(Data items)
====
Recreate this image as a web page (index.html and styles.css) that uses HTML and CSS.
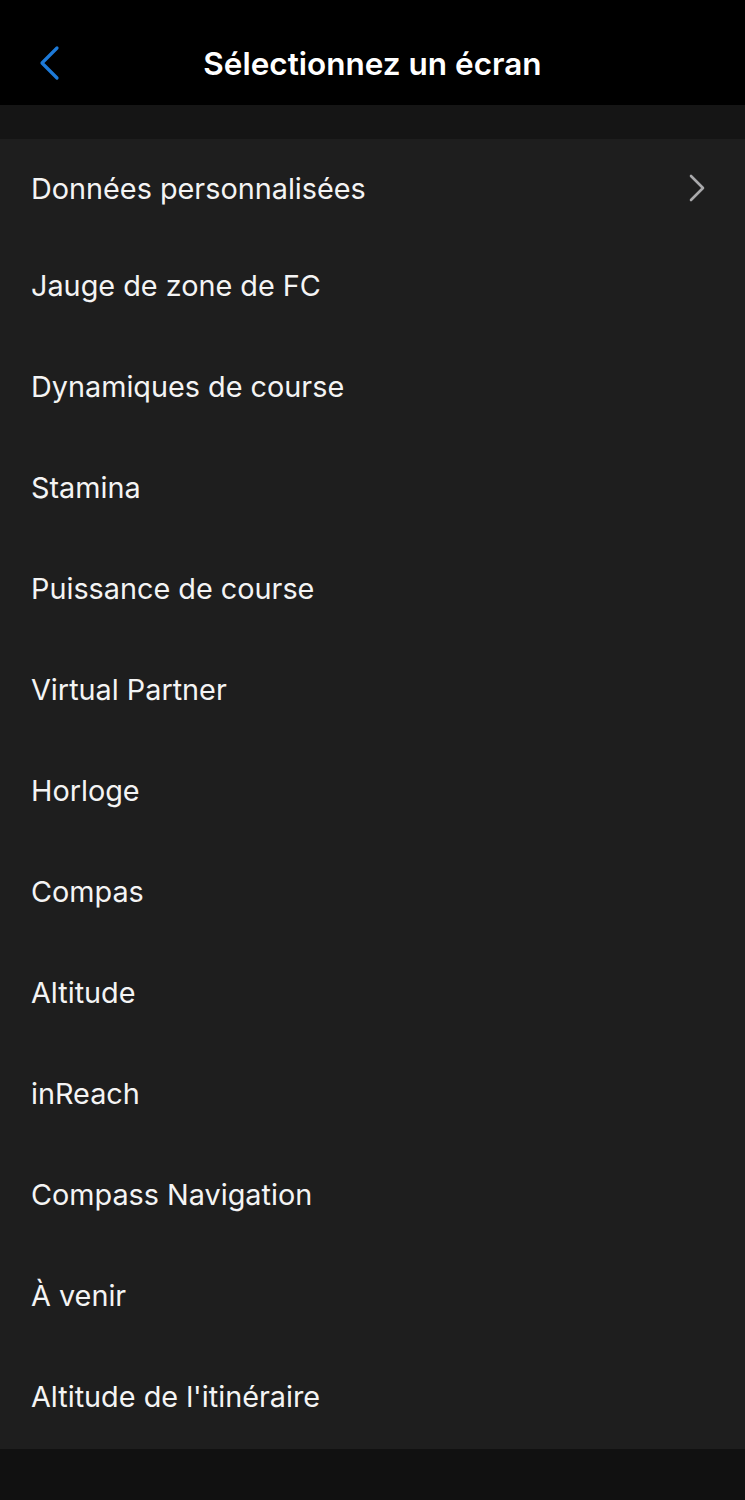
FILE: index.html
```html
<!DOCTYPE html>
<html lang="fr">
<head>
  <meta charset="UTF-8">
  <meta name="viewport" content="width=device-width, initial-scale=1.0">
  <title>Sélectionnez un écran</title>
  <link rel="stylesheet" href="styles.css">
</head>
<body>
  <div class="screen">
    <div class="nav-bar">
      <button class="back-button" aria-label="Retour">
        <svg width="24" height="36" viewBox="0 0 24 36">
          <polyline points="19,3 4,18 19,33" fill="none" stroke="#1d7ad8" stroke-width="3.2" stroke-linecap="round" stroke-linejoin="round"/>
        </svg>
      </button>
      <div class="nav-title">Sélectionnez un écran</div>
    </div>

    <div class="spacer"></div>

    <ul class="screen-list">
      <li class="screen-item first">
        <span>Données personnalisées</span>
        <svg class="chevron" width="20" height="30" viewBox="0 0 20 30">
          <polyline points="4,3 16,15 4,27" fill="none" stroke="#a9a9ab" stroke-width="2.6" stroke-linecap="round" stroke-linejoin="round"/>
        </svg>
      </li>
      <li class="screen-item">Jauge de zone de FC</li>
      <li class="screen-item">Dynamiques de course</li>
      <li class="screen-item">Stamina</li>
      <li class="screen-item">Puissance de course</li>
      <li class="screen-item">Virtual Partner</li>
      <li class="screen-item">Horloge</li>
      <li class="screen-item">Compas</li>
      <li class="screen-item">Altitude</li>
      <li class="screen-item">inReach</li>
      <li class="screen-item">Compass Navigation</li>
      <li class="screen-item">À venir</li>
      <li class="screen-item">Altitude de l'itinéraire</li>
    </ul>

    <div class="footer-space"></div>
  </div>
</body>
</html>
```

FILE: styles.css
```css
body {
  margin: 0;
  padding: 0;
  background-color: #111111;
  font-family: Inter, Roboto, "Liberation Sans", sans-serif;
  color: #f4f4f4;
}

.screen {
  width: 745px;
  min-height: 1500px;
  display: flex;
  flex-direction: column;
}

.nav-bar {
  height: 105px;
  box-sizing: border-box;
  padding-top: 23px;
  background-color: #000000;
  display: flex;
  align-items: center;
  justify-content: center;
  position: relative;
}

.back-button {
  position: absolute;
  left: 38px;
  top: 45px;
  background: none;
  border: none;
  padding: 0;
  width: 24px;
  height: 36px;
  cursor: pointer;
}

.back-button svg {
  display: block;
}

.nav-title {
  font-size: 31.5px;
  font-weight: 600;
  color: #ffffff;
  line-height: 36px;
}

.spacer {
  height: 34px;
  background-color: #151515;
}

.screen-list {
  list-style: none;
  margin: 0;
  padding: 0;
  background-color: #1e1e1e;
}

.screen-item {
  height: 101px;
  display: flex;
  align-items: center;
  justify-content: space-between;
  padding: 0 38px 4px 31px;
  font-size: 28.8px;
  font-weight: 400;
  color: #f4f4f4;
  box-sizing: border-box;
}

.screen-item.first {
  height: 98px;
  padding-bottom: 0;
}

.chevron {
  display: block;
}

.footer-space {
  flex: 1;
  background-color: #111111;
}
```
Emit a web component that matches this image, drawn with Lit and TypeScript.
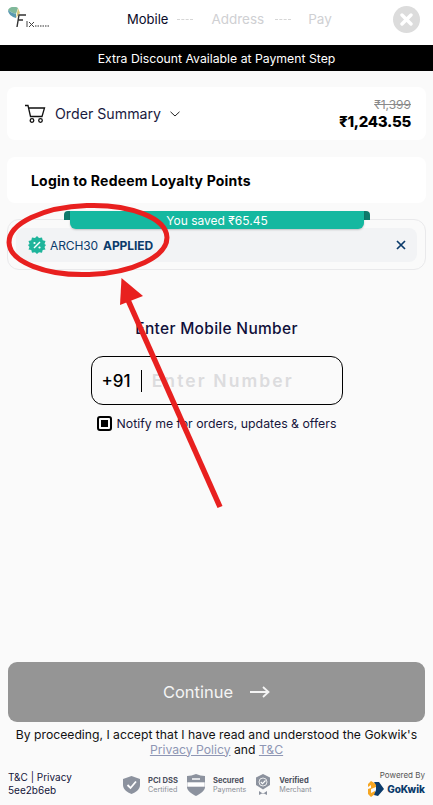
====
* [EXERCISE GOAL]
Leave the images out and output the remaining material exactly as it stands.

* [EXPECTED ANSWER]
Recreate this image as a web page (index.html and styles.css) that uses HTML and CSS.
FILE: index.html
```html
<!DOCTYPE html>
<html lang="fr">
<head>
  <meta charset="UTF-8">
  <meta name="viewport" content="width=device-width, initial-scale=1.0">
  <title>Sélectionnez un écran</title>
  <link rel="stylesheet" href="styles.css">
</head>
<body>
  <div class="screen">
    <div class="nav-bar">
      <button class="back-button" aria-label="Retour">
        <svg width="24" height="36" viewBox="0 0 24 36">
          <polyline points="19,3 4,18 19,33" fill="none" stroke="#1d7ad8" stroke-width="3.2" stroke-linecap="round" stroke-linejoin="round"/>
        </svg>
      </button>
      <div class="nav-title">Sélectionnez un écran</div>
    </div>

    <div class="spacer"></div>

    <ul class="screen-list">
      <li class="screen-item first">
        <span>Données personnalisées</span>
        <svg class="chevron" width="20" height="30" viewBox="0 0 20 30">
          <polyline points="4,3 16,15 4,27" fill="none" stroke="#a9a9ab" stroke-width="2.6" stroke-linecap="round" stroke-linejoin="round"/>
        </svg>
      </li>
      <li class="screen-item">Jauge de zone de FC</li>
      <li class="screen-item">Dynamiques de course</li>
      <li class="screen-item">Stamina</li>
      <li class="screen-item">Puissance de course</li>
      <li class="screen-item">Virtual Partner</li>
      <li class="screen-item">Horloge</li>
      <li class="screen-item">Compas</li>
      <li class="screen-item">Altitude</li>
      <li class="screen-item">inReach</li>
      <li class="screen-item">Compass Navigation</li>
      <li class="screen-item">À venir</li>
      <li class="screen-item">Altitude de l'itinéraire</li>
    </ul>

    <div class="footer-space"></div>
  </div>
</body>
</html>
```

FILE: styles.css
```css
body {
  margin: 0;
  padding: 0;
  background-color: #111111;
  font-family: Inter, Roboto, "Liberation Sans", sans-serif;
  color: #f4f4f4;
}

.screen {
  width: 745px;
  min-height: 1500px;
  display: flex;
  flex-direction: column;
}

.nav-bar {
  height: 105px;
  box-sizing: border-box;
  padding-top: 23px;
  background-color: #000000;
  display: flex;
  align-items: center;
  justify-content: center;
  position: relative;
}

.back-button {
  position: absolute;
  left: 38px;
  top: 45px;
  background: none;
  border: none;
  padding: 0;
  width: 24px;
  height: 36px;
  cursor: pointer;
}

.back-button svg {
  display: block;
}

.nav-title {
  font-size: 31.5px;
  font-weight: 600;
  color: #ffffff;
  line-height: 36px;
}

.spacer {
  height: 34px;
  background-color: #151515;
}

.screen-list {
  list-style: none;
  margin: 0;
  padding: 0;
  background-color: #1e1e1e;
}

.screen-item {
  height: 101px;
  display: flex;
  align-items: center;
  justify-content: space-between;
  padding: 0 38px 4px 31px;
  font-size: 28.8px;
  font-weight: 400;
  color: #f4f4f4;
  box-sizing: border-box;
}

.screen-item.first {
  height: 98px;
  padding-bottom: 0;
}

.chevron {
  display: block;
}

.footer-space {
  flex: 1;
  background-color: #111111;
}
```
Emit a web component that matches this image, drawn with Lit and TypeScript.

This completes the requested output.